According to expert Pattie Lovett-Reid, the decade marks the “golden years” of your money. It’s the time when you start to realize your earning potential, while having already reduced the debt burden that weighed you down in your 20s (we hope, anyway). Generally, however, 30s can be a complicated time for financial planning because it’s a time when many people in that age group take on new kinds of debt, like a mortgage or car loan. That’s OK though, because Lovett-Reid is here to help guide you through it.

Investing

If you feel comfortable investing in the long term (5+ years), consider throwing some of your cash at a mutual fund, as it’s much safer than going all-in with one company.
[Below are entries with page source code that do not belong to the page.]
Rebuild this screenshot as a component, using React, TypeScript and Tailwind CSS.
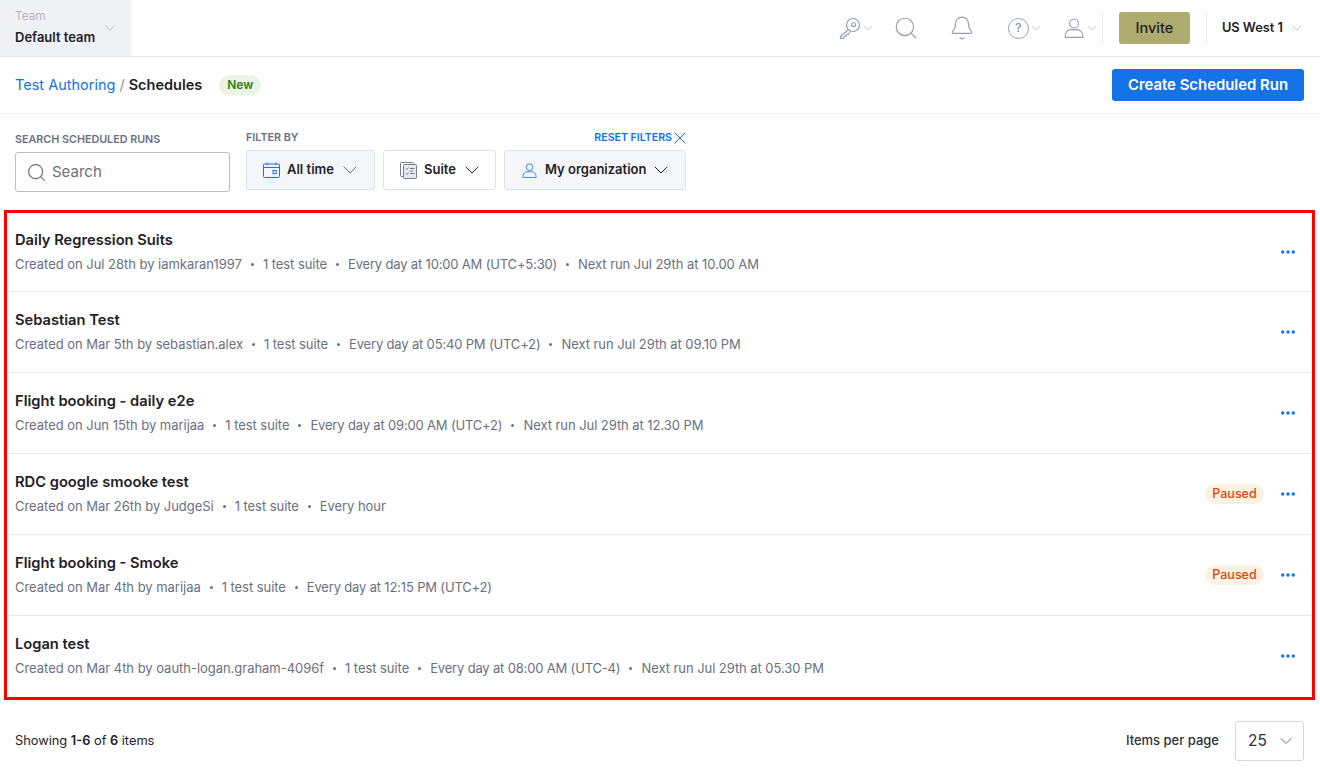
import { FC } from "react";
import { ChevronDown, Search, Bell, X, Ellipsis } from "lucide-react";

interface Schedule {
    name: string;
    parts: string[];
    paused?: boolean;
}

const schedules: Schedule[] = [
    {
        name: "Daily Regression Suits",
        parts: [
            "Created on Jul 28th by iamkaran1997",
            "1 test suite",
            "Every day at 10:00 AM (UTC+5:30)",
            "Next run Jul 29th at 10.00 AM",
        ],
    },
    {
        name: "Sebastian Test",
        parts: [
            "Created on Mar 5th by sebastian.alex",
            "1 test suite",
            "Every day at 05:40 PM (UTC+2)",
            "Next run Jul 29th at 09.10 PM",
        ],
    },
    {
        name: "Flight booking - daily e2e",
        parts: [
            "Created on Jun 15th by marijaa",
            "1 test suite",
            "Every day at 09:00 AM (UTC+2)",
            "Next run Jul 29th at 12.30 PM",
        ],
    },
    {
        name: "RDC google smooke test",
        parts: ["Created on Mar 26th by JudgeSi", "1 test suite", "Every hour"],
        paused: true,
    },
    {
        name: "Flight booking - Smoke",
        parts: ["Created on Mar 4th by marijaa", "1 test suite", "Every day at 12:15 PM (UTC+2)"],
        paused: true,
    },
    {
        name: "Logan test",
        parts: [
            "Created on Mar 4th by oauth-logan.graham-4096f",
            "1 test suite",
            "Every day at 08:00 AM (UTC-4)",
            "Next run Jul 29th at 05.30 PM",
        ],
    },
];

const KeyIcon = () => (
    <svg width="22" height="22" viewBox="0 0 22 22" fill="none" stroke="#9a9fb0" strokeWidth="1.2">
        <circle cx="14" cy="8" r="6.5" />
        <circle cx="14.5" cy="7.5" r="2" />
        <path d="M9.5 12.5 1.5 19.5v1.8h3l.6-2h2l.4-2h2l2-3.3" strokeLinejoin="round" />
    </svg>
);

const UserIcon: FC<{ color: string; size: number }> = ({ color, size }) => (
    <svg width={size} height={size} viewBox="0 0 20 20" fill="none" stroke={color} strokeWidth="1.1">
        <circle cx="10" cy="5.6" r="4.4" />
        <path d="M1.2 19.4v-1.6c0-3.6 3-6.2 5.6-6.2h6.4c2.6 0 5.6 2.6 5.6 6.2v1.6z" strokeLinejoin="round" />
    </svg>
);

const CalendarIcon = () => (
    <svg width="17" height="16" viewBox="0 0 17 16" fill="none" stroke="#1473e6" strokeWidth="1">
        <rect x="0.5" y="2" width="16" height="13.5" rx="1" />
        <path d="M0.5 5.5h16M4 0.5v2.5M13 0.5v2.5" />
        <rect x="10" y="8.5" width="3.2" height="3.2" />
    </svg>
);

const SuiteIcon = () => (
    <svg width="17" height="17" viewBox="0 0 17 17" fill="none" stroke="#777c8c" strokeWidth="1">
        <path d="M3 14.5H1.5a1 1 0 0 1-1-1V1.5a1 1 0 0 1 1-1h11a1 1 0 0 1 1 1V2" />
        <rect x="3.5" y="2.5" width="13" height="14" rx="1" fill="#e8e9ee" />
        <path d="M6 6.5l1 1 1.5-2M10 6.5h4.5M6 11.5l1 1 1.5-2M10 11.5h4.5M10 9h3" />
    </svg>
);

const NavCaret = () => <ChevronDown className="h-[14px] w-[14px] text-[#b5b8c4]" strokeWidth={1.4} />;

const MetaLine: FC<{ parts: string[] }> = ({ parts }) => (
    <div className="mt-[4px] flex items-center text-[13px] leading-[20px] text-[#6b7080]">
        {parts.map((part, i) => (
            <div key={part} className="flex items-center">
                {i > 0 && <span className="mx-[9px] h-[3px] w-[3px] rounded-full bg-[#6b7080]" />}
                <span
                    className={
                        i === 0
                            ? "tracking-[-0.03px]"
                            : part.startsWith("Every day")
                              ? "tracking-[-0.17px]"
                              : "tracking-[-0.06px]"
                    }
                >
                    {part}
                </span>
            </div>
        ))}
    </div>
);

const ScheduleRow: FC<{ item: Schedule; index: number; last: boolean }> = ({ item, index, last }) => (
    <div
        className={`flex items-center justify-between pl-[8px] pr-[15px] ${
            index === 0 ? "h-[79px]" : last ? "h-[80px]" : "h-[81px]"
        } ${last ? "" : "border-b border-[#e8e9f1]"}`}
    >
        <div>
            <div className="text-[14.7px] leading-[20px] font-semibold text-[#1f2128]">{item.name}</div>
            <MetaLine parts={item.parts} />
        </div>
        <div className="flex items-center">
            {item.paused && (
                <span className="mr-[15px] flex h-[20px] w-[59px] items-center justify-center rounded-full bg-[#fdf1e1] text-[12.5px] font-medium text-[#d4480e]">
                    Paused
                </span>
            )}
            <Ellipsis className="h-[18px] w-[18px] text-[#1473e6]" strokeWidth={2.6} />
        </div>
    </div>
);

export default function App() {
    return (
        <div className="h-[776px] w-[1320px] overflow-hidden bg-white font-['Inter',sans-serif]">
            <header className="flex h-[57px] items-center border-b border-[#e6e7ef]">
                <div className="relative h-[56px] w-[131px] bg-[#f0f1f5] pl-[15px] pt-[8px]">
                    <div className="text-[12px] leading-[16px] font-light text-[#a7aab5]">Team</div>
                    <div className="mt-[4px] text-[13px] leading-[18px] font-semibold text-[#1f2128]">Default team</div>
                    <ChevronDown className="absolute right-[12px] top-[19px] h-[18px] w-[18px] text-[#a7aab5]" strokeWidth={1} />
                </div>
                <div className="ml-auto flex items-center">
                    <div className="flex items-center"><KeyIcon /><NavCaret /></div>
                    <Search className="ml-[18px] h-[26px] w-[26px] text-[#9a9fb0]" strokeWidth={1.1} />
                    <Bell className="ml-[30px] h-[26px] w-[26px] text-[#9a9fb0]" strokeWidth={1.1} />
                    <div className="ml-[33px] flex items-center">
                        <span className="flex h-[21px] w-[21px] items-center justify-center rounded-full border border-[#9a9fb0] text-[12px] font-medium text-[#8b8f9f]">?</span>
                        <NavCaret />
                    </div>
                    <div className="ml-[21px] flex items-center">
                        <UserIcon color="#9a9fb0" size={20} />
                        <span className="ml-[1px]"><NavCaret /></span>
                    </div>
                    <div className="ml-[3px] h-[32px] w-px bg-[#e6e7ef]" />
                    <button className="ml-[16px] h-[32px] w-[71px] rounded-[3px] bg-[#aeab6e] text-[14.5px] font-medium text-[#1f2128]">Invite</button>
                    <div className="ml-[16px] h-[32px] w-px bg-[#e6e7ef]" />
                    <span className="ml-[15px] text-[12.8px] font-semibold text-[#1f2128]">US West 1</span>
                    <ChevronDown className="ml-[6px] mr-[15px] h-[16px] w-[16px] text-[#a7aab5]" strokeWidth={1.1} />
                </div>
            </header>

            <div className="flex h-[57px] items-center justify-between border-b border-[#eeeff4] pl-[15px] pr-[16px]">
                <div className="flex items-center text-[14.5px]">
                    <span className="text-[#1473e6]">Test Authoring</span>
                    <span className="mx-[4px] text-[#8b8f9f]">/</span>
                    <span className="font-semibold text-[#1f2128]">Schedules</span>
                    <span className="ml-[17px] flex h-[20px] w-[42px] items-center justify-center rounded-full bg-[#e9f5e3] text-[12px] font-semibold text-[#2f7d12]">New</span>
                </div>
                <button className="h-[32px] w-[192px] rounded-[3px] bg-[#1473e6] text-[14.9px] font-semibold text-white">Create Scheduled Run</button>
            </div>

            <div className="flex h-[96px] items-start pl-[15px] pt-[17px]">
                <div className="w-[215px] pt-[2px]">
                    <div className="text-[10.75px] leading-[14px] font-semibold text-[#6b7080]">SEARCH SCHEDULED RUNS</div>
                    <div className="mt-[5px] flex h-[40px] items-center rounded-[3px] border border-[#b9bdcb] pl-[10px]">
                        <Search className="h-[21px] w-[21px] text-[#6b7080]" strokeWidth={1.3} />
                        <span className="ml-[5px] text-[15px] text-[#6b7080]">Search</span>
                    </div>
                </div>
                <div className="ml-[16px] w-[440px]">
                    <div className="flex h-[14px] items-center justify-between">
                        <span className="text-[10.75px] font-semibold text-[#6b7080]">FILTER BY</span>
                        <span className="flex items-center text-[10.6px] font-semibold text-[#1473e6]">
                            RESET FILTERS <X className="-my-[4px] -mr-[4px] -ml-[2px] h-[20px] w-[20px]" strokeWidth={1.2} />
                        </span>
                    </div>
                    <div className="mt-[5px] flex items-center">
                        <div className="flex h-[40px] w-[129px] items-center rounded-[3px] border border-[#e0e2eb] bg-[#f5f6f9] pl-[16px]">
                            <CalendarIcon />
                            <span className="ml-[7px] text-[13px] font-semibold text-[#1f2128]">All time</span>
                            <ChevronDown className="ml-[4px] h-[24px] w-[24px] text-[#6b7080]" strokeWidth={1} />
                        </div>
                        <div className="ml-[8px] flex h-[40px] w-[113px] items-center rounded-[3px] border border-[#e0e2eb] pl-[16px]">
                            <SuiteIcon />
                            <span className="ml-[7px] text-[13px] font-semibold text-[#1f2128]">Suite</span>
                            <ChevronDown className="ml-[4px] h-[24px] w-[24px] text-[#1f2128]" strokeWidth={1} />
                        </div>
                        <div className="ml-[8px] flex h-[40px] w-[182px] items-center rounded-[3px] border border-[#e0e2eb] bg-[#f5f6f9] pl-[17px]">
                            <UserIcon color="#1473e6" size={15} />
                            <span className="ml-[8px] text-[13px] font-semibold text-[#1f2128]">My organization</span>
                            <ChevronDown className="ml-[3px] h-[24px] w-[24px] text-[#1f2128]" strokeWidth={1} />
                        </div>
                    </div>
                </div>
            </div>

            <div className="mx-[4px] h-[490px] w-[1311px] border-[3px] border-[#ff0000]">
                {schedules.map((item, i) => (
                    <ScheduleRow key={item.name} item={item} index={i} last={i === schedules.length - 1} />
                ))}
            </div>

            <div className="flex h-[76px] items-center justify-between pt-[6px] pl-[15px] pr-[16px]">
                <div className="text-[12.8px] text-[#1f2128]">
                    Showing <span className="font-semibold">1-6</span> of <span className="font-semibold">6</span> items
                </div>
                <div className="flex items-center">
                    <span className="text-[13px] font-medium text-[#2f3138]">Items per page</span>
                    <div className="ml-[16px] flex h-[40px] w-[69px] items-center rounded-[3px] border border-[#d5d7e0] pl-[12px]">
                        <span className="text-[15.5px] text-[#2f3138]">25</span>
                        <ChevronDown className="ml-[9px] h-[20px] w-[20px] text-[#6b7080]" strokeWidth={1.2} />
                    </div>
                </div>
            </div>
        </div>
    );
}
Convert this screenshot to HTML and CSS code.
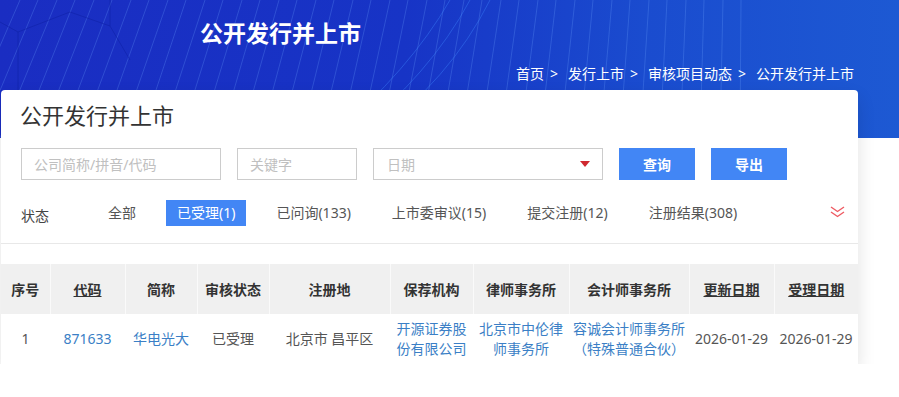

But here’s the key: When you set up the investment with your financial institution, also create a pre-authorized purchase plan that will add little bits of cash to the investment over time. It will snowball faster than you think.

Debt

It’s important to note that there good kinds of debt, and bad kinds of debt. Good debt is essentially an investment that could increase your earning potential (tuition, real-estate property, etc.) or something like a mortgage or car loan. In fact, Lovett-Reid says your 30s are a good time to take on even more “good” debt. For the rest of it, however, you want to start by paying off the debt that is costing you the most money–the ones taxing you with the highest interest rates. It’s important to note that your biggest debt may not be your most expensive one, so check the numbers before proceeding.

Saving

The golden rule here is to set aside 10 per cent of your before-tax income for saving, but your first priority should be to reduce debt. Once all that debt is out of the way, take the opportunity to put even more money in the markets for the longer term.